He’s Fast, He’s Powerful, He’s Jewish…He’s The Flash!
He’s faster than a speeding bullet, he’s a crimefighter with super strength, he’s…Jewish?
“Justice League” might have been a lukewarm film that coasted on the onscreen charisma of its main actors but Jewish nerds were rewarded when Barry Allen (alias of The Flash, played by a winsome Ezra Miller) described a photo of himself as a “Hippie, long hair, very attractive Jewish boy.”
The Flash joins the pantheon of other Jewish superheroes, like Batwoman, Magneto, Nite Owl II and the Scarlett Witch. Audiences eager to see the fanboy fantasy of “Justice League” made the movie $93.8 million in its opening week, which, while not quite a box office smash, certainly makes the Flash the most prominent Jewish superhero of our time.
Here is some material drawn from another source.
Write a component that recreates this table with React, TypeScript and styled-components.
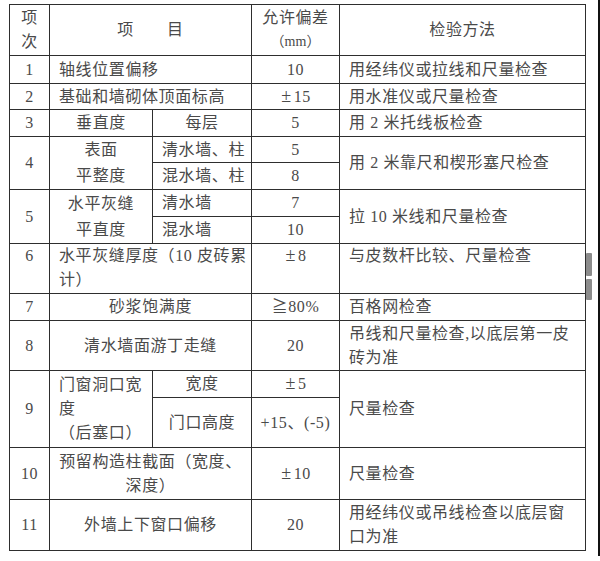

According to Geeknation, Ezra Miller, a self described Jew and real life nice Jewish boy, ad-libbed this scene which director Zach Snyder opted to keep in.
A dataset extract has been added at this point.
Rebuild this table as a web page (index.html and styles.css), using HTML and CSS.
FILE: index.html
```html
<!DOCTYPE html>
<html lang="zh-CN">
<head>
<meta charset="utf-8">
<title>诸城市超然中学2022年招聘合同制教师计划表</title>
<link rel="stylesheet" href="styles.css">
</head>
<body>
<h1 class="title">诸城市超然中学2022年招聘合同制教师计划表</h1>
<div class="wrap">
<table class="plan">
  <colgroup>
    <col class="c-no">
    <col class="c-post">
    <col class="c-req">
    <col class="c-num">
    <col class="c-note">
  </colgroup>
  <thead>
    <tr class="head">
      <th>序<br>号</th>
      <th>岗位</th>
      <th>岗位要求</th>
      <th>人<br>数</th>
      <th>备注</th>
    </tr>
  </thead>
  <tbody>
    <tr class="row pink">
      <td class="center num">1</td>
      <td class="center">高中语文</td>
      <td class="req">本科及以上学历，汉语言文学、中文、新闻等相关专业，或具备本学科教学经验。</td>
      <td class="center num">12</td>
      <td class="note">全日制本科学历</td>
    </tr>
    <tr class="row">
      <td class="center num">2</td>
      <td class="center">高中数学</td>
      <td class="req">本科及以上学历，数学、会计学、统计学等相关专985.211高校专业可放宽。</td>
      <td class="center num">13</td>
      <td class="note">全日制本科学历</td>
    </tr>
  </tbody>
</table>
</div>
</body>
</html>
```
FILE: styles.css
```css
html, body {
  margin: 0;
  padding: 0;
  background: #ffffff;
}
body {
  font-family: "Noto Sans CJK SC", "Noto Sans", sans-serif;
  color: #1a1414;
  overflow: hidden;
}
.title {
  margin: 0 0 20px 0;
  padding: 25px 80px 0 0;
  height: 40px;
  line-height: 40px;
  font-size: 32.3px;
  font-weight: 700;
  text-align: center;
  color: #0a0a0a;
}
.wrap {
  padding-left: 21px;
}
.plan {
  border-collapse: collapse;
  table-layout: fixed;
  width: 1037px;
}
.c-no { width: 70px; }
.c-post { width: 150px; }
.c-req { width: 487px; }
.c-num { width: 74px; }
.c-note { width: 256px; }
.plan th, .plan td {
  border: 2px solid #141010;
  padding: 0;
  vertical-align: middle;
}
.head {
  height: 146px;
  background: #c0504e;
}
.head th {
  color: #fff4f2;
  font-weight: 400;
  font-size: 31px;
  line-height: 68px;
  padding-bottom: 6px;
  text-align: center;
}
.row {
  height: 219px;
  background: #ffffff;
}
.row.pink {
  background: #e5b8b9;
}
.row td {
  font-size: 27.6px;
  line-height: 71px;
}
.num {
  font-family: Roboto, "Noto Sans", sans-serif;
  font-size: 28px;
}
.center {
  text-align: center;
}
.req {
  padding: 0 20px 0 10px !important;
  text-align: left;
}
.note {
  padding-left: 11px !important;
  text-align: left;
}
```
“Yeah, I… I need… friends,” Barry Allen admits, when Bruce Wayne announces he is putting together a team of superheroes. Let’s face it, the Flash in “Justice League” seems like the archetypical anxious, self deprecating unprepared hero, starstruck by his fellow members of the Justice League. He provides comic relief in a manner that might seem familiar to veterans of old school Yiddish theater.
Comic books might be a quintessential American tradition, but it was Jews who created them. Now it’s Jews themselves populating the pages of these traditional nerd fantasy receptacles.